| Required task |
Track down every line below that holds "components" and copy it.

| Data lines |
<<<<

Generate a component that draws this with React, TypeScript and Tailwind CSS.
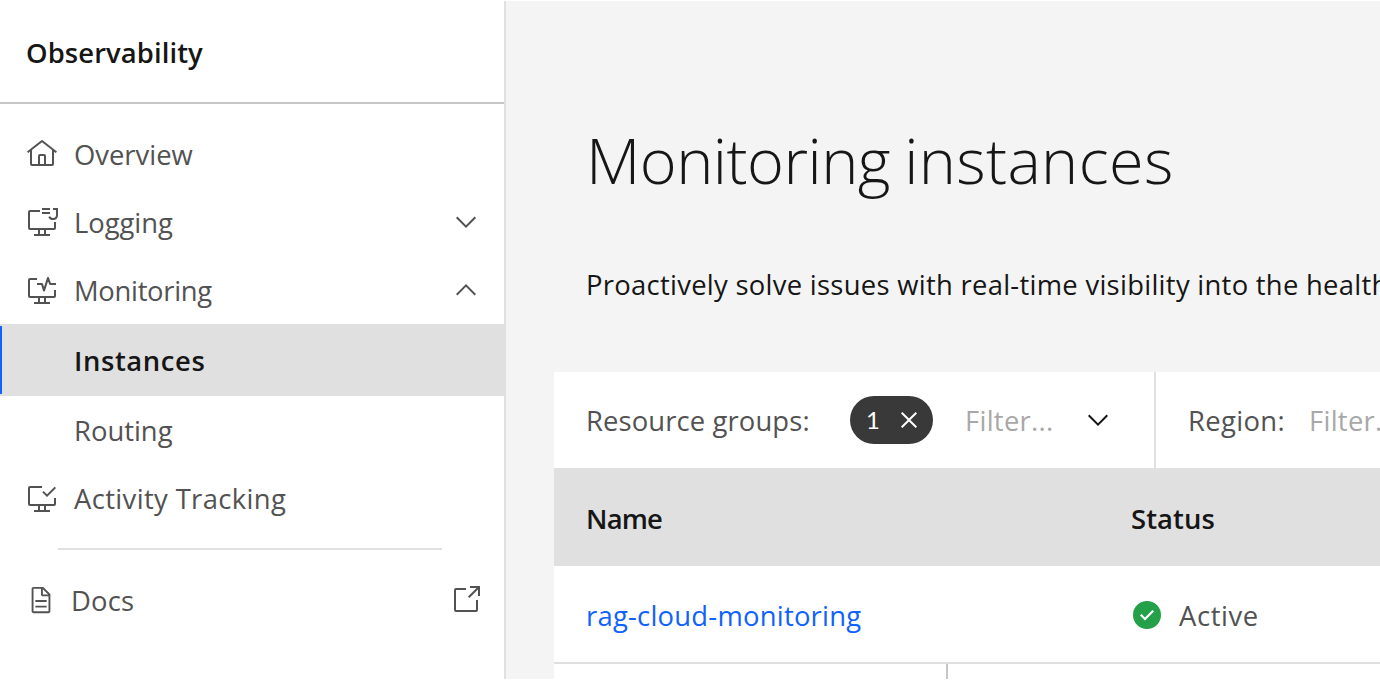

>>>>
<<<<

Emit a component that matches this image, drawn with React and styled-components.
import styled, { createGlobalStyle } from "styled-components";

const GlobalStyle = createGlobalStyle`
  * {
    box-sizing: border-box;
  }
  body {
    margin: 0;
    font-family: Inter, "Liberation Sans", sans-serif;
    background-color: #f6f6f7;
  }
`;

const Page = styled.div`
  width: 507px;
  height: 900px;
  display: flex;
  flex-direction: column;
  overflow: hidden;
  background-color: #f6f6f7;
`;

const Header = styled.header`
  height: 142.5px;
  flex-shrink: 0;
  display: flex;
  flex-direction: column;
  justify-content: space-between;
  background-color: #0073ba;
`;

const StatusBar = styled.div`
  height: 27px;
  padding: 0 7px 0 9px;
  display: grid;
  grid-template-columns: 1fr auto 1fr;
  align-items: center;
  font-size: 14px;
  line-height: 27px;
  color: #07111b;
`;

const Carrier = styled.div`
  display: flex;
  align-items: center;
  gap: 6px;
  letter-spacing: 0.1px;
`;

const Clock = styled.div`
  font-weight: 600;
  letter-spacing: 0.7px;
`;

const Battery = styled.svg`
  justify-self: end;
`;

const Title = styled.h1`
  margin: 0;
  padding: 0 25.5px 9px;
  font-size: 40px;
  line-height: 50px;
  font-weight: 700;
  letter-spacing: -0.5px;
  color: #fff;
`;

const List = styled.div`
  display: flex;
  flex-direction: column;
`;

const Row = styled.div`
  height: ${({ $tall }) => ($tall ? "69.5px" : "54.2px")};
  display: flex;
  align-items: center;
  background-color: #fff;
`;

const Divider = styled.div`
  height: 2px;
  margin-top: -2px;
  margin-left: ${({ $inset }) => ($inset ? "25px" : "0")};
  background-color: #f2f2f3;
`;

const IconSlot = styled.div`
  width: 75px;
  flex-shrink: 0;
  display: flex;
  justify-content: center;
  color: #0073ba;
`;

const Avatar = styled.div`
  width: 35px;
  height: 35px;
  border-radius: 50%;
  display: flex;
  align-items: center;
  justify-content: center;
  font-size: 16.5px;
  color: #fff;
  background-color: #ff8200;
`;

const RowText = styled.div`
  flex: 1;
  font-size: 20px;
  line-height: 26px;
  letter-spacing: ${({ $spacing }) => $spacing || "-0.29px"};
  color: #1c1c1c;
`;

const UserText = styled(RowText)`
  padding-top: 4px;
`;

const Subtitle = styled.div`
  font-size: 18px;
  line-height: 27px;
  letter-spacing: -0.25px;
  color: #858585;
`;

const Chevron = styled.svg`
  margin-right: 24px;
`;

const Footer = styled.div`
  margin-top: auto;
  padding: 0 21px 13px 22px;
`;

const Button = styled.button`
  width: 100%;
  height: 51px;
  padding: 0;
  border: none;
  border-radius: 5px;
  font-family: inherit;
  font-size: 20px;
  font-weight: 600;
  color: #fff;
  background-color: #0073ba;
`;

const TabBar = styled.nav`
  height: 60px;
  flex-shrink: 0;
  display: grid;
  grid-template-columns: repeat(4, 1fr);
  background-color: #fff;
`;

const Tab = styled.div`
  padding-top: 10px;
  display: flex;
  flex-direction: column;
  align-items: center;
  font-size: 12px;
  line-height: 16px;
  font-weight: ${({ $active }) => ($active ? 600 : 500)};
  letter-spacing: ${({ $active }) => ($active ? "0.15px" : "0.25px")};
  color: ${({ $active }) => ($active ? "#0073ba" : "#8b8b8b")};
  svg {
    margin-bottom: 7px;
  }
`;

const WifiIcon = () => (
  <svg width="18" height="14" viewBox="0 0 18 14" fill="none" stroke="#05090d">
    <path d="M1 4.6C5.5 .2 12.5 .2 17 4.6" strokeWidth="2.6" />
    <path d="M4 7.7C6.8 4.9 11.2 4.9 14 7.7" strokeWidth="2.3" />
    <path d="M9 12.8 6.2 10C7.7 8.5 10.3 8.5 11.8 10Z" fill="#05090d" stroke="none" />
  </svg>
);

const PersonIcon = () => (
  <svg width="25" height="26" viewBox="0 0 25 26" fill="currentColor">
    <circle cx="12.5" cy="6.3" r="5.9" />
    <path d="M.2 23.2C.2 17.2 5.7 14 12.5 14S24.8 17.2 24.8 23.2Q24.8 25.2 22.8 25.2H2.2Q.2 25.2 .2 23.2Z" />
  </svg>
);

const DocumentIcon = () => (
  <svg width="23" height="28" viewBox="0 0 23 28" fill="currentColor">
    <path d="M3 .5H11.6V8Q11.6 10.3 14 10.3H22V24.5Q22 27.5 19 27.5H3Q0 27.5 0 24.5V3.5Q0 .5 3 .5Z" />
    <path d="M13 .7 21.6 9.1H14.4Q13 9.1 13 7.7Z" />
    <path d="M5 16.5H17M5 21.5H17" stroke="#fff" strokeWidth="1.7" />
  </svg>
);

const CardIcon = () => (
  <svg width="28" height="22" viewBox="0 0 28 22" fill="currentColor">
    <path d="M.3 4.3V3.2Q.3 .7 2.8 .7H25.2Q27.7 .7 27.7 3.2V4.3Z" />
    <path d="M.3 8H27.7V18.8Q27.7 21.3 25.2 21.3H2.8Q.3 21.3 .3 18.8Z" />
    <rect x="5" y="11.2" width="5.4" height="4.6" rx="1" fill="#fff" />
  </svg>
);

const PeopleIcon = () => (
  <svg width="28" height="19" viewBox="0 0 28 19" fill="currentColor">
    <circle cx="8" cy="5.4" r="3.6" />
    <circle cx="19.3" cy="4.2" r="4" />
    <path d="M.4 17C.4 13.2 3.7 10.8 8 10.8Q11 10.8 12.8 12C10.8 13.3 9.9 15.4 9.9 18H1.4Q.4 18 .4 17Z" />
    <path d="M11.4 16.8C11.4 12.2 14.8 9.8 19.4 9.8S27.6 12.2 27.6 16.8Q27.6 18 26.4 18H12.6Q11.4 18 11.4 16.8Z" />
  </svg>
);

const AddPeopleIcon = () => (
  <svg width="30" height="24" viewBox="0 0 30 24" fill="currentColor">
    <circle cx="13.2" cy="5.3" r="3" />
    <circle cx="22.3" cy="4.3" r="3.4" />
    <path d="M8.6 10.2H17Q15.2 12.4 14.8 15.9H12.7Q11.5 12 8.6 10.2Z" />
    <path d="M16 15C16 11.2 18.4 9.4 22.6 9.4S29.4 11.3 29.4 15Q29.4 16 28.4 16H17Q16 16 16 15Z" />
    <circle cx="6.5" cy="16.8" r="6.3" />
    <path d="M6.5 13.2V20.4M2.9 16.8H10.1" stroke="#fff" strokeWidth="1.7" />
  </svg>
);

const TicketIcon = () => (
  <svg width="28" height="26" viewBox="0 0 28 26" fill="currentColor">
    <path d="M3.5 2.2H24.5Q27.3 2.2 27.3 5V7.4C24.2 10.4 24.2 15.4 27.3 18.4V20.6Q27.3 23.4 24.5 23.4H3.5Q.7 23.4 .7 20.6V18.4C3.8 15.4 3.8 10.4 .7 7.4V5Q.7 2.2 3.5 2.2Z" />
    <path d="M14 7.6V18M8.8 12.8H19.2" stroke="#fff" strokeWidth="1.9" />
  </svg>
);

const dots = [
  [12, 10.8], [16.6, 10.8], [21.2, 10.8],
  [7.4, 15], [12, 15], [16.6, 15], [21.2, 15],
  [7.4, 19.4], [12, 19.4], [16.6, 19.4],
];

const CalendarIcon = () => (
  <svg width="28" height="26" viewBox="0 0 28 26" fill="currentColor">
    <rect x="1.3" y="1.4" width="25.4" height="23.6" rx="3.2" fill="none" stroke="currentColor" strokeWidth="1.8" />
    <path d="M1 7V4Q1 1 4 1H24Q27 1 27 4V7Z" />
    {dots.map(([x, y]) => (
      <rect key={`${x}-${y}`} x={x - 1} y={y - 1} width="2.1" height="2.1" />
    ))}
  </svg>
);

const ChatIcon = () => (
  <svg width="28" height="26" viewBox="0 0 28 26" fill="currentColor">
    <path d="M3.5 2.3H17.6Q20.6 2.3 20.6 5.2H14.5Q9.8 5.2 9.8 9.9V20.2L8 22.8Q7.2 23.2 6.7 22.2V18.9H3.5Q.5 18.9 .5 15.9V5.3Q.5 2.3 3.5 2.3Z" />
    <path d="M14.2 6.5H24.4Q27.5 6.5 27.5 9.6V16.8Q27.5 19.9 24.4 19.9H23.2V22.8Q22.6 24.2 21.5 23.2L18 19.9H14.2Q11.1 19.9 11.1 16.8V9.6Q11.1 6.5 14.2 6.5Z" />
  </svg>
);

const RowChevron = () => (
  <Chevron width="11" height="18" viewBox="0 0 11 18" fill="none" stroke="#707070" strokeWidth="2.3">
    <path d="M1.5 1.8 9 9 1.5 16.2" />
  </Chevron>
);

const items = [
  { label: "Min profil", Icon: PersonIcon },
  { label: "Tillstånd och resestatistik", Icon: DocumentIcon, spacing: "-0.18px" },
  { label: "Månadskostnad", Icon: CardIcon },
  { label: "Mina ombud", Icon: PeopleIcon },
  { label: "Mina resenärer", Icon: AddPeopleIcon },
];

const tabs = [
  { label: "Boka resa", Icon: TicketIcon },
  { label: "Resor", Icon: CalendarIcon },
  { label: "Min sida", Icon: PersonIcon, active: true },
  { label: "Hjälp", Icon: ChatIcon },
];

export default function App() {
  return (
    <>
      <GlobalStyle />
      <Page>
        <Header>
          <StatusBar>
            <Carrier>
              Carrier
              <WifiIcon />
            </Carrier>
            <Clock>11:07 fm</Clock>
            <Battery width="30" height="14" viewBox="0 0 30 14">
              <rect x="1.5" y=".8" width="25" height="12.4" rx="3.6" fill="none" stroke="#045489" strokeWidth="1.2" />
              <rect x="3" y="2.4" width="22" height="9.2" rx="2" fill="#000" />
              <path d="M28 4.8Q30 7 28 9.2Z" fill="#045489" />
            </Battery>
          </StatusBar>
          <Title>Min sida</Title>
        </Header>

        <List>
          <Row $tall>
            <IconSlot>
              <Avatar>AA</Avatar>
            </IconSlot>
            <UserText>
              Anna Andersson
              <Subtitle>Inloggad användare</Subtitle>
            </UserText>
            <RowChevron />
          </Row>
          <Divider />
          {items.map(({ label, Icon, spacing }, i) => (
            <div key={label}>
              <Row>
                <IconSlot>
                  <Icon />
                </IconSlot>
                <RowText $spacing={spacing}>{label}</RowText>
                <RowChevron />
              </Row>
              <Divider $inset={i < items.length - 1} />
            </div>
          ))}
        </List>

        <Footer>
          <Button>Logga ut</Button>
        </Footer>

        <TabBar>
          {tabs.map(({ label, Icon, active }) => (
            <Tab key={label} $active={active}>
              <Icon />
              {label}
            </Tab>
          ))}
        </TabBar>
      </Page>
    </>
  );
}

>>>>
<<<<

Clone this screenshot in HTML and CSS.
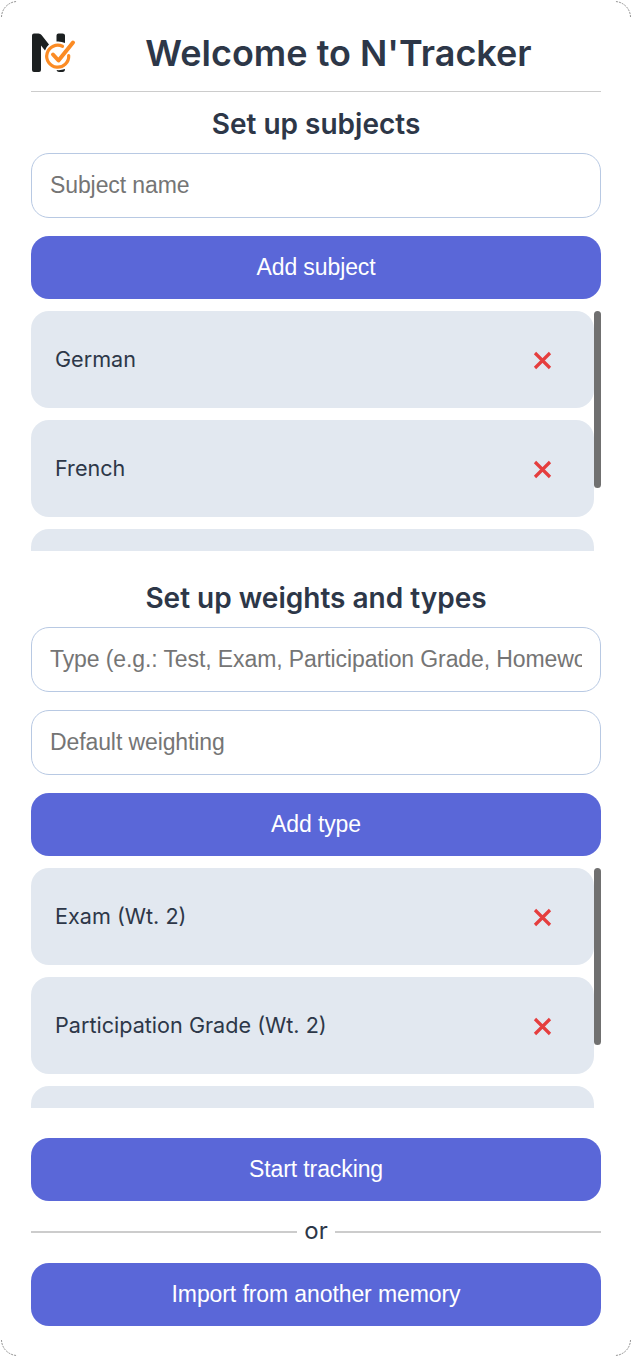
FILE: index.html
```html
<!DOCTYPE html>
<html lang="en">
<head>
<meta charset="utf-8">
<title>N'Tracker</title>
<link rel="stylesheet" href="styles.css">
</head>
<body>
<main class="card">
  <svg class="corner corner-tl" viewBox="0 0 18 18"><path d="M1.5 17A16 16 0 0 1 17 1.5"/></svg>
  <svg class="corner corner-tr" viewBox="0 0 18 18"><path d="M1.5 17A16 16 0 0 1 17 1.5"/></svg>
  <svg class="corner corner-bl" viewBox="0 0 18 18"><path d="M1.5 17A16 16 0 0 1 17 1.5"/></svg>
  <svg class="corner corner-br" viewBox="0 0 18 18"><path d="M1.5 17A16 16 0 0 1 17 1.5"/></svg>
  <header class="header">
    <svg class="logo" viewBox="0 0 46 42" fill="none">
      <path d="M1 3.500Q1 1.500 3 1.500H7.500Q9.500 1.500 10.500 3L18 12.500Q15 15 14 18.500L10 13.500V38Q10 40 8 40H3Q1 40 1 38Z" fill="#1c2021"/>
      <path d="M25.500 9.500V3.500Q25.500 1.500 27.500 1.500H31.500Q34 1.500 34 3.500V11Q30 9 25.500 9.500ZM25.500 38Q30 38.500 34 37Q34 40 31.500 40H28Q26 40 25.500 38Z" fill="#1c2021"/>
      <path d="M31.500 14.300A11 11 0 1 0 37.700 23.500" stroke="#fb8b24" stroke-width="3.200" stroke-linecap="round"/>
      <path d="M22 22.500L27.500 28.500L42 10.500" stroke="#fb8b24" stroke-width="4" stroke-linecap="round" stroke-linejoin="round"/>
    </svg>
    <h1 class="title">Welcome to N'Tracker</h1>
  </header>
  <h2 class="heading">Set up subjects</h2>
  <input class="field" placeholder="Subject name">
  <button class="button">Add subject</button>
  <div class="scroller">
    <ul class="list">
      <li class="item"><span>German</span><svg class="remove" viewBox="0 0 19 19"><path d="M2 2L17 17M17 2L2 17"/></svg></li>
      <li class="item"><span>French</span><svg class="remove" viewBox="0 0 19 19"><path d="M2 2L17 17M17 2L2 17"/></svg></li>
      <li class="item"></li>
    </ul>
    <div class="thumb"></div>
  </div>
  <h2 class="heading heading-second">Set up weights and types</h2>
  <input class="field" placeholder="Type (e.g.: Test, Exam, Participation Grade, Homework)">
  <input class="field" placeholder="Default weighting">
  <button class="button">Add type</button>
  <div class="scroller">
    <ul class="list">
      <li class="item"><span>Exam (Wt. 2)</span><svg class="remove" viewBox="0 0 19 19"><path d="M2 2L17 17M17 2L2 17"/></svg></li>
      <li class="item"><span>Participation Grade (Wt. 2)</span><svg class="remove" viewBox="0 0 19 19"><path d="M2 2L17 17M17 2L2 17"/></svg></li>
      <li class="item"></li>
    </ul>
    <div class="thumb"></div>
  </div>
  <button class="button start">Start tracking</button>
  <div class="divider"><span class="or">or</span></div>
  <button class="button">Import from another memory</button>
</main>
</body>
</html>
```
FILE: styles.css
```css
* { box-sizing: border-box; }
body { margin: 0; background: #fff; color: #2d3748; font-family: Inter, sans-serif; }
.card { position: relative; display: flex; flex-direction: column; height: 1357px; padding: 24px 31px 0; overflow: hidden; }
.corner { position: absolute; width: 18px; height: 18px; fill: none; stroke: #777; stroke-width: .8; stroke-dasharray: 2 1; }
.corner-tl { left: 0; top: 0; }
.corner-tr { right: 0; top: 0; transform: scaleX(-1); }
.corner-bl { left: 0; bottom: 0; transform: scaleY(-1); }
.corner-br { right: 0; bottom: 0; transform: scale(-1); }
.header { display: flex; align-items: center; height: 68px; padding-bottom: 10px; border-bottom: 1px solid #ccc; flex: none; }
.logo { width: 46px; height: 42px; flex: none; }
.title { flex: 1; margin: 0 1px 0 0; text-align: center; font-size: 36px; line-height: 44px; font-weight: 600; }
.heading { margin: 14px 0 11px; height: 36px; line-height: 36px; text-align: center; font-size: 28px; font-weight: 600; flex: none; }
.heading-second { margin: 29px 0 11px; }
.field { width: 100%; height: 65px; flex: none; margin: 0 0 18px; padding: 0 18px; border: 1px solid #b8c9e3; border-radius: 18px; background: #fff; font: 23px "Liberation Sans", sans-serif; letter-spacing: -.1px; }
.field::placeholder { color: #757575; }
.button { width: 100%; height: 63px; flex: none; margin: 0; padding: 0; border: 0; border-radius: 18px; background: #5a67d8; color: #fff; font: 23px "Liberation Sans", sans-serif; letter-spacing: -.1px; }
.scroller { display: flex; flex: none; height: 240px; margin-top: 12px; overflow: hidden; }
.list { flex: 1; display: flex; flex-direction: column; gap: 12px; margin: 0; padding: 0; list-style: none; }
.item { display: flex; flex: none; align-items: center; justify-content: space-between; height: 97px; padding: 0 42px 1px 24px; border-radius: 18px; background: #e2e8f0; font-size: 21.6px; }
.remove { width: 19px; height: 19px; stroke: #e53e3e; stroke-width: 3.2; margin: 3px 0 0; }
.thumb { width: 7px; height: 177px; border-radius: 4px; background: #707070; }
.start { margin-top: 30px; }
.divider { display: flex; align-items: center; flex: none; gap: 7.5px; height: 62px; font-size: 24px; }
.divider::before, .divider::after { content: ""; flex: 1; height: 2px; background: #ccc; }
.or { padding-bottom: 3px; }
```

>>>>

| Response to the exercise |
Emit a component that matches this image, drawn with React and styled-components.
import styled, { createGlobalStyle } from "styled-components";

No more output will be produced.